According to Soltero, Mexico’s federal consumer protection agency discovered that 82 percent of liquors that advertise as “agave” don’t comply with official specifications, thereby deceiving consumers who associate agave with quality tequila.

The tequila chamber’s proposal would “protect producers granted with the appellations of origin against unfair competition. It also protects consumers against unfair publicity and deceptive information,” Soltero says.
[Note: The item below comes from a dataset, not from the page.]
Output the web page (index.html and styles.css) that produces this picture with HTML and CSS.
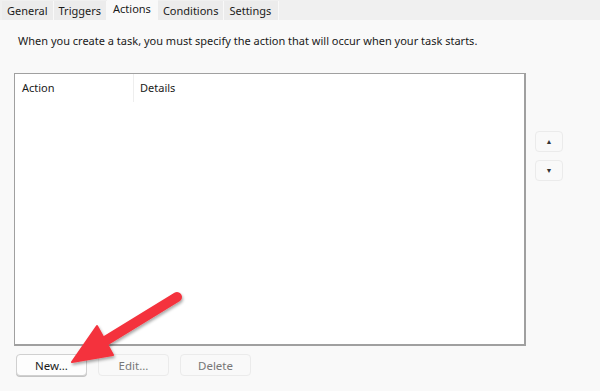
FILE: index.html
```html
<!DOCTYPE html>
<html lang="en">
<head>
<meta charset="UTF-8">
<title>Actions</title>
<link rel="stylesheet" href="styles.css">
</head>
<body>
<div class="tabs">
  <span class="tab">General</span>
  <span class="tab">Triggers</span>
  <span class="tab active">Actions</span>
  <span class="tab">Conditions</span>
  <span class="tab">Settings</span>
</div>

<div class="page">
  <p class="intro">When you create a task, you must specify the action that will occur when your task starts.</p>

  <div class="row">
    <div class="list">
      <div class="cols">
        <div class="col c1">Action</div>
        <div class="col c2">Details</div>
      </div>
    </div>
    <div class="side">
      <button class="mv">&#9650;</button>
      <button class="mv">&#9660;</button>
    </div>
  </div>

  <div class="btns">
    <button class="btn primary">New...</button>
    <button class="btn">Edit...</button>
    <button class="btn">Delete</button>
  </div>
</div>

<!-- callout arrow -->
<svg class="arrow" width="600" height="391" viewBox="0 0 600 391">
  <defs>
    <filter id="sh" x="-20%" y="-20%" width="140%" height="140%">
      <feDropShadow dx="1" dy="2" stdDeviation="1.5" flood-color="#000" flood-opacity=".35"/>
    </filter>
  </defs>
  <g filter="url(#sh)" fill="#f4333d" stroke="#f4333d">
    <line x1="177" y1="297" x2="102" y2="343" stroke-width="10" stroke-linecap="round"/>
    <polygon points="72,362 97,326 113,355" stroke-width="2" stroke-linejoin="round"/>
  </g>
</svg>
</body>
</html>
```

FILE: styles.css
```css
body{margin:0;background:#f9f9f9;color:#1a1a1a;font-family:"Noto Sans","Open Sans",sans-serif;font-size:11px;position:relative;height:391px;overflow:hidden}
/* tab strip */
.tabs{display:flex;align-items:flex-end;height:20px;background:#f0f0f0;padding-left:2px}
.tab{height:19px;line-height:20px;padding:0 5px;background:#ececec;border-right:1px solid #f9f9f9;color:#1a1a1a}
.tab.active{height:20px;line-height:17px;background:#f9f9f9;padding:0 6px}
.tab:last-child{padding-right:7px}
/* body */
.page{padding:0 0 0 14px}
.intro{margin:0;padding:13px 0 0 4px;height:40px;box-sizing:border-box;line-height:16px}
.row{display:flex;margin-top:13px;height:273px}
.list{width:512px;background:#fff;border:2px solid #a0a0a0;border-top-width:1px;border-left-width:1px;box-sizing:border-box}
.cols{display:flex;height:28px}
.col{padding:6px 0 0 7px;line-height:16px}
.c1{width:111px;border-right:1px solid #eeeeee}
.c2{padding-left:6px}
.side{display:flex;flex-direction:column;gap:8px;padding:58px 0 0 9px}
.mv{width:28px;height:21px;border:1px solid #ebebeb;border-radius:4px;background:#f9f9f9;color:#333;font-size:7px;padding:0;cursor:pointer}
/* buttons */
.btns{display:flex;gap:11px;padding:8px 0 0 2px}
.btn{width:71px;height:22px;font:inherit;font-size:11.5px;color:#777;background:#f9f9f9;border:1px solid #ebebeb;border-radius:4px;padding:0}
.btn.primary{color:#1a1a1a;background:#fdfdfd;border-color:#d0d0d0;box-shadow:0 1px 0 #c4c4c4}
.arrow{position:absolute;left:0;top:0;pointer-events:none}
```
The proposal’s main opposition comes from the Federal Competition Commission, which argues that requiring the certified process would harm small producers.

In the U.S., FDA regulations and the Alcohol and Tobacco Tax and Trade Bureau prohibit false or deceptive brand names that create an impression about a product’s age, origin, identity or similar characteristics. “But that’s not what’s happening here,” explains Melvin Drozen, a food labeling and advertising lawyer at Washington, D.C.’s Keller and Heckman. “If it’s labeled agave and it’s made from the agave plant, it’s not false or misleading,” even if it’s unconventionally produced outside the traditional tequila region.

Agave and tequila aren’t brand names, just as champagne and bourbon are not brand names, Drozen adds. “From a U.S. law standpoint, this should be a nonissue.”